Attorneys usually have a sense as to which approach to contract negotiation (exchanging redlines right away, hopping on a call with the other side right away, exchange redlines first then get on a call, etc.) will be most effective for a particular contract or third party.  Your instinct may be to jump on a call with the other side as soon as you send or receive a draft, but in some cases that may end up unintentionally slowing down the negotiation. Tech-savvy attorneys may also suggest leveraging technological tools to increase speed and efficiency, e.g., WebEx online conferencing to make edits to the draft in real-time as if all parties are sitting in a conference room together.
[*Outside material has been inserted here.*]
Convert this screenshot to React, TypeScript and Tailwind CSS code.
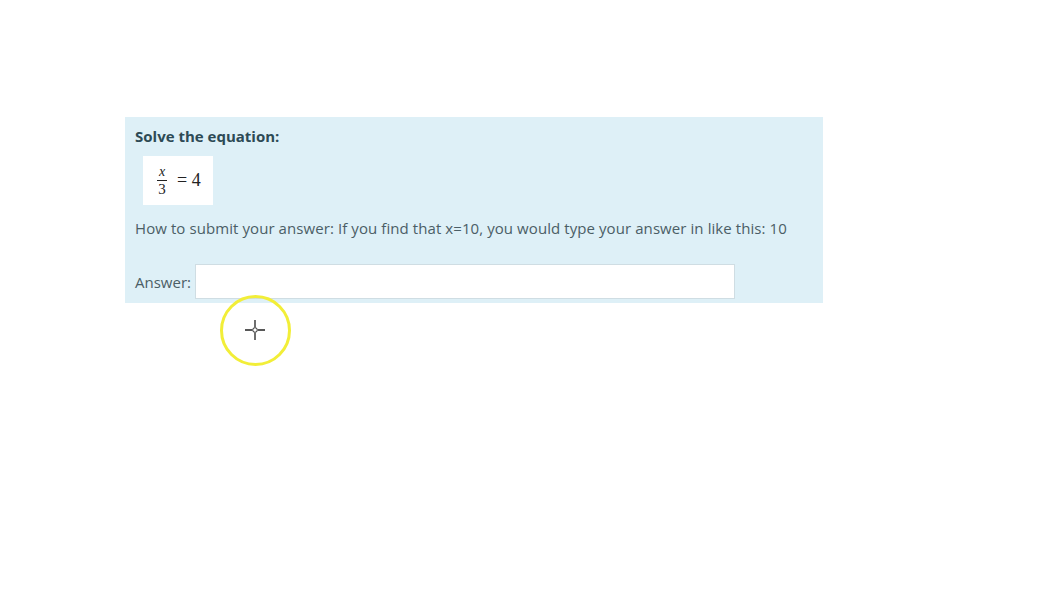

  1. Attorneys will advise on the risks and share their opinion, but the business needs to “call the ball.” Every contract involves risks and rewards.  My job is to shift as much risk as I can (e.g., through contract terms), and to help explain how to mitigate risks (e.g., through internal process or procedure to control it).  Any remaining risk needs to be accepted (we understand but the benefits are worth it) or rejected (the benefits aren’t worth it) by the business.  Unless something is illegal or there’s simply too much pure legal risk to proceed, the attorney isn’t the one who should be making that risk decision.  We may share our opinion, but we can’t make the decision.  You (or someone higher up in the company) needs to make the risk decision after weighing the pros and cons.  If no one wants to be the decision-maker, the negotiation will grind to a halt.